[Raw data]:

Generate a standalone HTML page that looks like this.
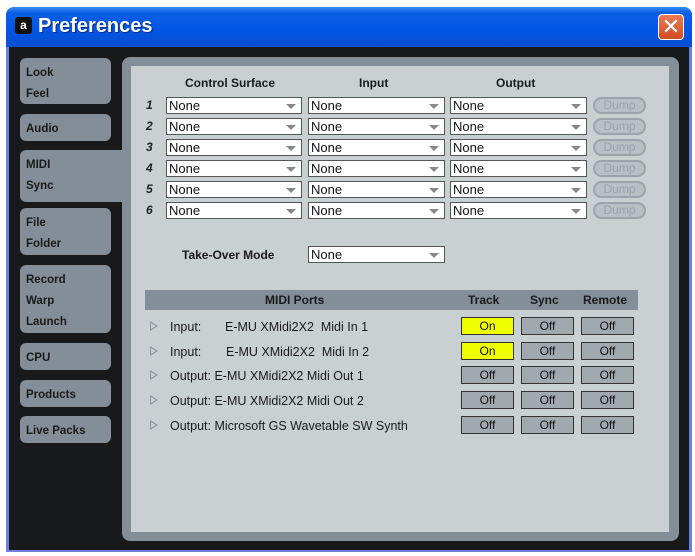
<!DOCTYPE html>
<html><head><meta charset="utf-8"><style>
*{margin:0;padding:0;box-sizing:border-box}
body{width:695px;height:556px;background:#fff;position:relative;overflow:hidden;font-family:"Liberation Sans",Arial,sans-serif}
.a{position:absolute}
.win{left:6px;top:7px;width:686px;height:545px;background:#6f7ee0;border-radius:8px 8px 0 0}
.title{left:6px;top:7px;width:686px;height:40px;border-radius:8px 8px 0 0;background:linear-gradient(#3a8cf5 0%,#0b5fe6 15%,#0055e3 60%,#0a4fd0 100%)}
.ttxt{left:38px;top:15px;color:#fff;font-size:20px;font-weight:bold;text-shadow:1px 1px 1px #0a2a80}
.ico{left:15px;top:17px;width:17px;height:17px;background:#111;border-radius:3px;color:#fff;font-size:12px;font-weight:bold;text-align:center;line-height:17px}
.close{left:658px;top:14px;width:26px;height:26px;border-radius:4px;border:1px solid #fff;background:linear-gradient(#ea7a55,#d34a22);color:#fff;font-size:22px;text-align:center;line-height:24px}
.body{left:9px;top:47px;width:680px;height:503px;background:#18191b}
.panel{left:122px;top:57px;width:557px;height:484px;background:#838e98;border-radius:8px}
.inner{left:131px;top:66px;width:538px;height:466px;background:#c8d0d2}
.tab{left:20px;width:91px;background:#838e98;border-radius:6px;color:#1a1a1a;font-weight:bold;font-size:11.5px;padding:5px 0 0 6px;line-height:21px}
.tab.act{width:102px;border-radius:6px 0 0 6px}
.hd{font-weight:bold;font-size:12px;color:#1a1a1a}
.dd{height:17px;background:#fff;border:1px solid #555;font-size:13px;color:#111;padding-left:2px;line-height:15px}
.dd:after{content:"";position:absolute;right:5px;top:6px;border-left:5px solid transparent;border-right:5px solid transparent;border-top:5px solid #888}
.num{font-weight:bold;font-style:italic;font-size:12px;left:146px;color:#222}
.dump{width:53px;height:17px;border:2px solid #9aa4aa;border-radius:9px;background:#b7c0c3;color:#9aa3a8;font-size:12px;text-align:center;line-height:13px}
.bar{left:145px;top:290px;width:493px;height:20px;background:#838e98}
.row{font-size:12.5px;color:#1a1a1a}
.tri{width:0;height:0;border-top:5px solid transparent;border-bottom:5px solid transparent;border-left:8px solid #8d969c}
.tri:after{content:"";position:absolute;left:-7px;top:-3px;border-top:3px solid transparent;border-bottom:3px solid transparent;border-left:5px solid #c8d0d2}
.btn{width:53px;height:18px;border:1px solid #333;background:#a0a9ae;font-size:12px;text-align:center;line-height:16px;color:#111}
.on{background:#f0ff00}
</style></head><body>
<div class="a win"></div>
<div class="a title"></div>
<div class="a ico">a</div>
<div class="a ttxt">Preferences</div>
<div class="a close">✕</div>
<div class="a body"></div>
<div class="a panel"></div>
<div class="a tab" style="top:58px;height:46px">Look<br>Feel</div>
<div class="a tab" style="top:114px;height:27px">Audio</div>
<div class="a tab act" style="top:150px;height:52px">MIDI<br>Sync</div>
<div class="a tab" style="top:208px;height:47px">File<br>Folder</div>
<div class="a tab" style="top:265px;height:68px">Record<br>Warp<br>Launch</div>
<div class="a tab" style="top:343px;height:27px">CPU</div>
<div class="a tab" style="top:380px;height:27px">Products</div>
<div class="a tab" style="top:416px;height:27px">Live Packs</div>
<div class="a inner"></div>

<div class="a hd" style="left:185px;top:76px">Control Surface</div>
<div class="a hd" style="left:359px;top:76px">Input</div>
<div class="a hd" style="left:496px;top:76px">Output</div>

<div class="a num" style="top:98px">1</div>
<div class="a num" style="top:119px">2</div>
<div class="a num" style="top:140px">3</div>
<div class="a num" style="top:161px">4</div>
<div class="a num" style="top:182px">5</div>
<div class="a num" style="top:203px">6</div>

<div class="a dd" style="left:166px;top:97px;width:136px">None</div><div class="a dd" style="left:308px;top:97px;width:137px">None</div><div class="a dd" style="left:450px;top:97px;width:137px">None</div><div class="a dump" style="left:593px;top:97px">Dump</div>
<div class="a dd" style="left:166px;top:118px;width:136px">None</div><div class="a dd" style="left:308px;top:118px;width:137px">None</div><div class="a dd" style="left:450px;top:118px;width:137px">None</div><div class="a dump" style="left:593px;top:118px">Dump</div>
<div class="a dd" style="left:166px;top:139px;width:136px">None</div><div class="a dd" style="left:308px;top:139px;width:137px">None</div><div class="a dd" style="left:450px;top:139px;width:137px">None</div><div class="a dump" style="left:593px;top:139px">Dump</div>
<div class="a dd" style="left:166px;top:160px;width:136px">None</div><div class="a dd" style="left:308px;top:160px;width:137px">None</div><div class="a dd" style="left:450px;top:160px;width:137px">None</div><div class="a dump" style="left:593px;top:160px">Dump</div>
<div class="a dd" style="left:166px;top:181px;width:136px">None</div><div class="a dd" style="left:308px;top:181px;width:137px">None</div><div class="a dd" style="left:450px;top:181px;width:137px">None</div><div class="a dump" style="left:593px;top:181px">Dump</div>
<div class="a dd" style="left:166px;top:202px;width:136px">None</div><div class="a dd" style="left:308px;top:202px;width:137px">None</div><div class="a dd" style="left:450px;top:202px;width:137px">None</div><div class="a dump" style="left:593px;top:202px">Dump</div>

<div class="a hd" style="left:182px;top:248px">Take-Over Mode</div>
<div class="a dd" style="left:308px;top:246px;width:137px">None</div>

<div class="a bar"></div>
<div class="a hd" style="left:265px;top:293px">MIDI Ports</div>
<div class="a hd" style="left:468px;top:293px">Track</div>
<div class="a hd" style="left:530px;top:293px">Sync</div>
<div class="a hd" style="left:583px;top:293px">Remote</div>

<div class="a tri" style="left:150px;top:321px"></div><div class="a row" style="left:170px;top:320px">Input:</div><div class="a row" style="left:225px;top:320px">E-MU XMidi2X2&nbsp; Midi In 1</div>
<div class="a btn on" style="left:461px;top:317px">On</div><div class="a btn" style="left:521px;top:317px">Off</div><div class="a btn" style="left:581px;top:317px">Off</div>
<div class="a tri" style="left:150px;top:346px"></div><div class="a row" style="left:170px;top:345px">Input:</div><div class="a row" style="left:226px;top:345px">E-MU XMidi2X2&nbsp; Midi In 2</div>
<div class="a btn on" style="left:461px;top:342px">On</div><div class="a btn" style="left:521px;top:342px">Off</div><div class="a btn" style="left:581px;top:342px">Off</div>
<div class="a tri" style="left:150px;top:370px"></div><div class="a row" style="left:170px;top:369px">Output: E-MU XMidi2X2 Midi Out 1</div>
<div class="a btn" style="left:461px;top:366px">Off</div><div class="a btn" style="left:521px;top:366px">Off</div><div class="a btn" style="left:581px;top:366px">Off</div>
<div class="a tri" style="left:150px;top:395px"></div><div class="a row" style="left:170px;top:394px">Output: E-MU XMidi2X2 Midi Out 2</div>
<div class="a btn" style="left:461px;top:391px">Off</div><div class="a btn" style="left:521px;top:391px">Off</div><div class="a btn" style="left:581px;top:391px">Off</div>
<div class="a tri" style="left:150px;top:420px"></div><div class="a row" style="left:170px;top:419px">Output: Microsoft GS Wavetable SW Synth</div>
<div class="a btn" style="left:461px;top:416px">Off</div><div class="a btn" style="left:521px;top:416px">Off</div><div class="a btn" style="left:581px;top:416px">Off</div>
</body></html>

[What is required]:
All of the lines above should be retyped precisely, apart from the pictures.

[Solution to this exercise]:
Generate a standalone HTML page that looks like this.
<!DOCTYPE html>
<html><head><meta charset="utf-8"><style>
*{margin:0;padding:0;box-sizing:border-box}
body{width:695px;height:556px;background:#fff;position:relative;overflow:hidden;font-family:"Liberation Sans",Arial,sans-serif}
.a{position:absolute}
.win{left:6px;top:7px;width:686px;height:545px;background:#6f7ee0;border-radius:8px 8px 0 0}
.title{left:6px;top:7px;width:686px;height:40px;border-radius:8px 8px 0 0;background:linear-gradient(#3a8cf5 0%,#0b5fe6 15%,#0055e3 60%,#0a4fd0 100%)}
.ttxt{left:38px;top:15px;color:#fff;font-size:20px;font-weight:bold;text-shadow:1px 1px 1px #0a2a80}
.ico{left:15px;top:17px;width:17px;height:17px;background:#111;border-radius:3px;color:#fff;font-size:12px;font-weight:bold;text-align:center;line-height:17px}
.close{left:658px;top:14px;width:26px;height:26px;border-radius:4px;border:1px solid #fff;background:linear-gradient(#ea7a55,#d34a22);color:#fff;font-size:22px;text-align:center;line-height:24px}
.body{left:9px;top:47px;width:680px;height:503px;background:#18191b}
.panel{left:122px;top:57px;width:557px;height:484px;background:#838e98;border-radius:8px}
.inner{left:131px;top:66px;width:538px;height:466px;background:#c8d0d2}
.tab{left:20px;width:91px;background:#838e98;border-radius:6px;color:#1a1a1a;font-weight:bold;font-size:11.5px;padding:5px 0 0 6px;line-height:21px}
.tab.act{width:102px;border-radius:6px 0 0 6px}
.hd{font-weight:bold;font-size:12px;color:#1a1a1a}
.dd{height:17px;background:#fff;border:1px solid #555;font-size:13px;color:#111;padding-left:2px;line-height:15px}
.dd:after{content:"";position:absolute;right:5px;top:6px;border-left:5px solid transparent;border-right:5px solid transparent;border-top:5px solid #888}
.num{font-weight:bold;font-style:italic;font-size:12px;left:146px;color:#222}
.dump{width:53px;height:17px;border:2px solid #9aa4aa;border-radius:9px;background:#b7c0c3;color:#9aa3a8;font-size:12px;text-align:center;line-height:13px}
.bar{left:145px;top:290px;width:493px;height:20px;background:#838e98}
.row{font-size:12.5px;color:#1a1a1a}
.tri{width:0;height:0;border-top:5px solid transparent;border-bottom:5px solid transparent;border-left:8px solid #8d969c}
.tri:after{content:"";position:absolute;left:-7px;top:-3px;border-top:3px solid transparent;border-bottom:3px solid transparent;border-left:5px solid #c8d0d2}
.btn{width:53px;height:18px;border:1px solid #333;background:#a0a9ae;font-size:12px;text-align:center;line-height:16px;color:#111}
.on{background:#f0ff00}
</style></head><body>
<div class="a win"></div>
<div class="a title"></div>
<div class="a ico">a</div>
<div class="a ttxt">Preferences</div>
<div class="a close">✕</div>
<div class="a body"></div>
<div class="a panel"></div>
<div class="a tab" style="top:58px;height:46px">Look<br>Feel</div>
<div class="a tab" style="top:114px;height:27px">Audio</div>
<div class="a tab act" style="top:150px;height:52px">MIDI<br>Sync</div>
<div class="a tab" style="top:208px;height:47px">File<br>Folder</div>
<div class="a tab" style="top:265px;height:68px">Record<br>Warp<br>Launch</div>
<div class="a tab" style="top:343px;height:27px">CPU</div>
<div class="a tab" style="top:380px;height:27px">Products</div>
<div class="a tab" style="top:416px;height:27px">Live Packs</div>
<div class="a inner"></div>

<div class="a hd" style="left:185px;top:76px">Control Surface</div>
<div class="a hd" style="left:359px;top:76px">Input</div>
<div class="a hd" style="left:496px;top:76px">Output</div>

<div class="a num" style="top:98px">1</div>
<div class="a num" style="top:119px">2</div>
<div class="a num" style="top:140px">3</div>
<div class="a num" style="top:161px">4</div>
<div class="a num" style="top:182px">5</div>
<div class="a num" style="top:203px">6</div>

<div class="a dd" style="left:166px;top:97px;width:136px">None</div><div class="a dd" style="left:308px;top:97px;width:137px">None</div><div class="a dd" style="left:450px;top:97px;width:137px">None</div><div class="a dump" style="left:593px;top:97px">Dump</div>
<div class="a dd" style="left:166px;top:118px;width:136px">None</div><div class="a dd" style="left:308px;top:118px;width:137px">None</div><div class="a dd" style="left:450px;top:118px;width:137px">None</div><div class="a dump" style="left:593px;top:118px">Dump</div>
<div class="a dd" style="left:166px;top:139px;width:136px">None</div><div class="a dd" style="left:308px;top:139px;width:137px">None</div><div class="a dd" style="left:450px;top:139px;width:137px">None</div><div class="a dump" style="left:593px;top:139px">Dump</div>
<div class="a dd" style="left:166px;top:160px;width:136px">None</div><div class="a dd" style="left:308px;top:160px;width:137px">None</div><div class="a dd" style="left:450px;top:160px;width:137px">None</div><div class="a dump" style="left:593px;top:160px">Dump</div>
<div class="a dd" style="left:166px;top:181px;width:136px">None</div><div class="a dd" style="left:308px;top:181px;width:137px">None</div><div class="a dd" style="left:450px;top:181px;width:137px">None</div><div class="a dump" style="left:593px;top:181px">Dump</div>
<div class="a dd" style="left:166px;top:202px;width:136px">None</div><div class="a dd" style="left:308px;top:202px;width:137px">None</div><div class="a dd" style="left:450px;top:202px;width:137px">None</div><div class="a dump" style="left:593px;top:202px">Dump</div>

<div class="a hd" style="left:182px;top:248px">Take-Over Mode</div>
<div class="a dd" style="left:308px;top:246px;width:137px">None</div>

<div class="a bar"></div>
<div class="a hd" style="left:265px;top:293px">MIDI Ports</div>
<div class="a hd" style="left:468px;top:293px">Track</div>
<div class="a hd" style="left:530px;top:293px">Sync</div>
<div class="a hd" style="left:583px;top:293px">Remote</div>

<div class="a tri" style="left:150px;top:321px"></div><div class="a row" style="left:170px;top:320px">Input:</div><div class="a row" style="left:225px;top:320px">E-MU XMidi2X2&nbsp; Midi In 1</div>
<div class="a btn on" style="left:461px;top:317px">On</div><div class="a btn" style="left:521px;top:317px">Off</div><div class="a btn" style="left:581px;top:317px">Off</div>
<div class="a tri" style="left:150px;top:346px"></div><div class="a row" style="left:170px;top:345px">Input:</div><div class="a row" style="left:226px;top:345px">E-MU XMidi2X2&nbsp; Midi In 2</div>
<div class="a btn on" style="left:461px;top:342px">On</div><div class="a btn" style="left:521px;top:342px">Off</div><div class="a btn" style="left:581px;top:342px">Off</div>
<div class="a tri" style="left:150px;top:370px"></div><div class="a row" style="left:170px;top:369px">Output: E-MU XMidi2X2 Midi Out 1</div>
<div class="a btn" style="left:461px;top:366px">Off</div><div class="a btn" style="left:521px;top:366px">Off</div><div class="a btn" style="left:581px;top:366px">Off</div>
<div class="a tri" style="left:150px;top:395px"></div><div class="a row" style="left:170px;top:394px">Output: E-MU XMidi2X2 Midi Out 2</div>
<div class="a btn" style="left:461px;top:391px">Off</div><div class="a btn" style="left:521px;top:391px">Off</div><div class="a btn" style="left:581px;top:391px">Off</div>
<div class="a tri" style="left:150px;top:420px"></div><div class="a row" style="left:170px;top:419px">Output: Microsoft GS Wavetable SW Synth</div>
<div class="a btn" style="left:461px;top:416px">Off</div><div class="a btn" style="left:521px;top:416px">Off</div><div class="a btn" style="left:581px;top:416px">Off</div>
</body></html>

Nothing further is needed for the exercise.